Task requirements –
Working from the top of the listing below, retype each line through the line containing "Plus, Puzzle, ShoppingCart", both included, with no pictures.
= = = = = = =
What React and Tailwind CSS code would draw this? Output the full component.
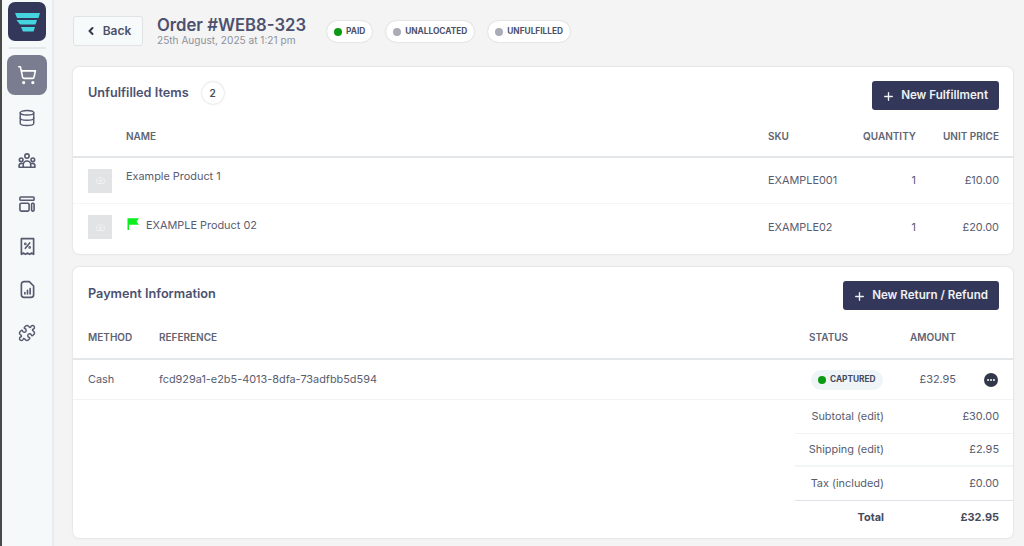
import { Camera, ChevronLeft, Database, Ellipsis, Plus, Puzzle, ShoppingCart } from "lucide-react";

function Logo() {
  return (
    <svg viewBox="0 0 38 39" className="h-[39px] w-[38px]">
      <rect width="38" height="39" rx="7" fill="#33385a" />
      <path d="M7 11H32L30.5 16H9Z" fill="#45d5de" />
      <path d="M8.5 18H29L27.5 22.5H12Z" fill="#45d5de" />
      <path d="M13 25H27L25.5 29.5H15Z" fill="#45d5de" />
    </svg>
  );
}

function IconSvg({ children, size = "h-[21px] w-[21px]" }) {
  return (
    <svg viewBox="0 0 24 24" fill="none" stroke="currentColor" strokeWidth="1.9" strokeLinejoin="round" strokeLinecap="round" className={size}>
      {children}
    </svg>
  );
}

function ReportIcon() {
  return (
    <IconSvg>
      <path d="M5 6a3 3 0 0 1 3-3h6l5 5v10a3 3 0 0 1-3 3H8a3 3 0 0 1-3-3z" />
      <path d="M9 17v-1.5M12 17v-4M15 17v-6" />
    </IconSvg>
  );
}

function DiscountIcon() {
  return (
    <IconSvg>
      <path d="M5 3h14v18l-2.3-1.5L14.3 21 12 19.5 9.7 21l-2.4-1.5L5 21z" />
      <path d="M9.5 14l5-6" />
      <circle cx="9.5" cy="9" r=".6" />
      <circle cx="14.5" cy="13" r=".6" />
    </IconSvg>
  );
}

function TeamIcon() {
  return (
    <IconSvg size="h-[20px] w-[20px]">
      <circle cx="12" cy="6" r="2.6" />
      <circle cx="5" cy="10.5" r="2.2" />
      <circle cx="19" cy="10.5" r="2.2" />
      <path d="M7.5 19.5v-3a4.5 4.5 0 0 1 9 0v3z" />
      <path d="M7.5 19.5H2.5v-2a3 3 0 0 1 3-2.6h2M16.5 19.5h5v-2a3 3 0 0 0-3-2.6h-2" />
    </IconSvg>
  );
}

function LayoutIcon() {
  return (
    <IconSvg size="h-[20px] w-[20px]">
      <rect x="3.5" y="3.5" width="17" height="4" rx="1" />
      <rect x="3.5" y="11" width="11" height="9.5" rx="1.5" />
      <rect x="17.5" y="11" width="3" height="9.5" rx="1.2" />
    </IconSvg>
  );
}

function NavIcon({ children }) {
  return <div className="flex h-[43px] w-10 items-center justify-center text-[#565a6e]">{children}</div>;
}

function Sidebar() {
  return (
    <aside className="flex w-[54px] shrink-0 flex-col items-center border-r-2 border-l-2 border-r-[#e9ecee] border-l-[#4a4a4a] bg-[#f5f9fa] pt-[2px]">
      <Logo />
      <div className="mt-[6px] h-[2px] w-[37px] bg-[#e6e9eb]" />
      <div className="mt-[6px] flex h-10 w-10 items-center justify-center rounded-lg bg-[#7a7d8f] text-white">
        <ShoppingCart size={20} strokeWidth={1.9} />
      </div>
      <div className="mt-[1px] flex flex-col">
        <NavIcon><Database size={18} strokeWidth={1.9} /></NavIcon>
        <NavIcon><TeamIcon /></NavIcon>
        <NavIcon><LayoutIcon /></NavIcon>
        <NavIcon><DiscountIcon /></NavIcon>
        <NavIcon><ReportIcon /></NavIcon>
        <NavIcon><Puzzle size={18} strokeWidth={1.9} /></NavIcon>
      </div>
    </aside>
  );
}

function Pill({ label, dot }) {
  return (
    <span className="flex h-[21px] items-center gap-[4px] rounded-full bg-white px-[7px] text-[8.3px] font-bold text-[#4d5168] shadow-[0_0_2px_rgba(0,0,0,0.2)]">
      <span className={`h-2 w-2 rounded-full ${dot}`} />
      {label}
    </span>
  );
}

function ActionButton({ children }) {
  return (
    <button className="flex h-[29px] items-center gap-[6px] rounded-[3px] bg-[#33385a] pl-[10px] pr-[11px] pt-[1px] text-[11.6px] font-semibold text-[#f0f1f5]">
      <Plus size={13} strokeWidth={2.5} />
      {children}
    </button>
  );
}

function Thumb() {
  return (
    <div className="flex h-6 w-6 items-center justify-center bg-[#e2e3e5] text-[#f2f2f3]">
      <Camera size={9} strokeWidth={2.5} />
    </div>
  );
}

function ItemRow({ name, flag, sku, price, rowClass, nameClass }) {
  return (
    <div className={`grid grid-cols-[38px_1fr_95px_53px_83px] items-center pl-[15px] pr-[14px] text-[10.9px] text-[#585c70] ${rowClass}`}>
      <Thumb />
      <div className={`flex items-center gap-[6px] ${nameClass}`}>
        {flag && (
          <svg viewBox="0 0 14 14" className="mb-[3px] h-[14px] w-[14px]">
            <path d="M1.5 13V1.2H13L10.6 4.4 13 7.8H3V13z" fill="#0ced1f" />
          </svg>
        )}
        {name}
      </div>
      <div>{sku}</div>
      <div className="text-right">1</div>
      <div className="text-right">{price}</div>
    </div>
  );
}

function TotalRow({ label, value, border, bold }) {
  return (
    <div className={`ml-auto grid h-[33.5px] w-[218px] grid-cols-[89px_1fr] items-center pr-[14px] text-[10.9px] ${bold ? "font-bold text-[#45495c]" : "text-[#585c70]"} ${border}`}>
      <div className="whitespace-nowrap text-right">{label}</div>
      <div className="text-right">{value}</div>
    </div>
  );
}

export default function App() {
  return (
    <div className="flex h-[546px] w-[1024px] overflow-hidden bg-[#f4f4f4] font-['Inter',sans-serif]">
      <Sidebar />
      <main className="flex-1 pl-[19px] pr-[11px]">
        <header className="flex h-[67px] items-start pt-[16px]">
          <button className="flex h-[30px] w-[70px] items-center justify-center gap-[6px] rounded-[3px] border border-[#e0e2e4] bg-[#f7fafa] text-[12px] font-semibold text-[#4d5168]">
            <ChevronLeft size={12} strokeWidth={4} className="text-[#33384a]" />
            Back
          </button>
          <div className="ml-[14px]">
            <h1 className="text-[16.7px] leading-[19px] font-semibold text-[#4d5170]">Order #WEB8-323</h1>
            <p className="text-[10.1px] leading-[11px] text-[#8f929c]">25th August, 2025 at 1:21 pm</p>
          </div>
          <div className="ml-[21px] mt-[5px] flex gap-[14px]">
            <Pill label="PAID" dot="bg-[#0a9a14]" />
            <Pill label="UNALLOCATED" dot="bg-[#a9abb6]" />
            <Pill label="UNFULFILLED" dot="bg-[#a9abb6]" />
          </div>
        </header>

        <section className="h-[187px] rounded-md bg-white shadow-[0_0_2px_rgba(0,0,0,0.18)]">
          <div className="flex h-[43px] items-end justify-between pl-[15px] pr-[14px]">
            <div className="flex items-center gap-[13px] pb-[6px]">
              <h2 className="text-[12.7px] font-semibold text-[#4d5170]">Unfulfilled Items</h2>
              <span className="flex h-[22px] w-[22px] items-center justify-center rounded-full bg-white text-[10px] font-semibold text-[#45495c] shadow-[0_0_2px_rgba(0,0,0,0.25)]">2</span>
            </div>
            <ActionButton>New Fulfillment</ActionButton>
          </div>
          <div className="grid h-[48px] grid-cols-[38px_1fr_95px_53px_83px] items-center border-b-2 border-[#e4e7ea] pl-[15px] pr-[14px] pt-[6px] text-[10px] font-semibold text-[#606472]">
            <div />
            <div>NAME</div>
            <div>SKU</div>
            <div className="whitespace-nowrap text-right">QUANTITY</div>
            <div className="text-right">UNIT PRICE</div>
          </div>
          <ItemRow name="Example Product 1" sku="EXAMPLE001" price="£10.00" rowClass="h-[46px] border-b border-[#f3f6f7]" nameClass="mb-[9px]" />
          <ItemRow name="EXAMPLE Product 02" flag sku="EXAMPLE02" price="£20.00" rowClass="h-[50px] pb-[4px]" nameClass="mb-[4px]" />
        </section>

        <section className="mt-[13px] h-[271px] rounded-md bg-white shadow-[0_0_2px_rgba(0,0,0,0.18)]">
          <div className="flex h-[43px] items-end justify-between pl-[15px] pr-[14px]">
            <h2 className="pb-[7px] text-[12.7px] font-semibold text-[#4d5170]">Payment Information</h2>
            <ActionButton>New Return / Refund</ActionButton>
          </div>
          <div className="grid h-[50px] grid-cols-[71px_1fr_101px_46px_57px] items-center border-b-2 border-[#e4e7ea] pl-[15px] pt-[6px] text-[10px] font-semibold text-[#606472]">
            <div>METHOD</div>
            <div>REFERENCE</div>
            <div>STATUS</div>
            <div>AMOUNT</div>
            <div />
          </div>
          <div className="grid h-[40px] grid-cols-[71px_1fr_101px_46px_57px] items-center border-b border-[#f1f4f5] pl-[15px] text-[10.9px] text-[#585c70]">
            <div>Cash</div>
            <div>fcd929a1-e2b5-4013-8dfa-73adfbb5d594</div>
            <div>
              <span className="ml-[2px] inline-flex h-5 items-center gap-[4px] rounded-full bg-[#eff4f6] px-[7px] text-[8.3px] font-bold text-[#45495c]">
                <span className="h-2 w-2 rounded-full bg-[#0a9a14]" />
                CAPTURED
              </span>
            </div>
            <div className="text-right">£32.95</div>
            <div className="flex justify-end pr-[15px]">
              <span className="flex h-[14px] w-[14px] items-center justify-center rounded-full bg-[#33374a] text-white">
                <Ellipsis size={10} strokeWidth={3} />
              </span>
            </div>
          </div>
          <TotalRow label="Subtotal (edit)" value="£30.00" border="border-b border-[#f1f4f5]" />
          <TotalRow label="Shipping (edit)" value="£2.95" border="border-b-2 border-[#f1f5f6]" />
          <TotalRow label="Tax (included)" value="£0.00" border="border-b border-[#dfe2e6]" />
          <TotalRow label="Total" value="£32.95" bold />
        </section>
      </main>
    </div>
  );
}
= = = = = = =
The result –
What React and Tailwind CSS code would draw this? Output the full component.
import { Camera, ChevronLeft, Database, Ellipsis, Plus, Puzzle, ShoppingCart } from "lucide-react";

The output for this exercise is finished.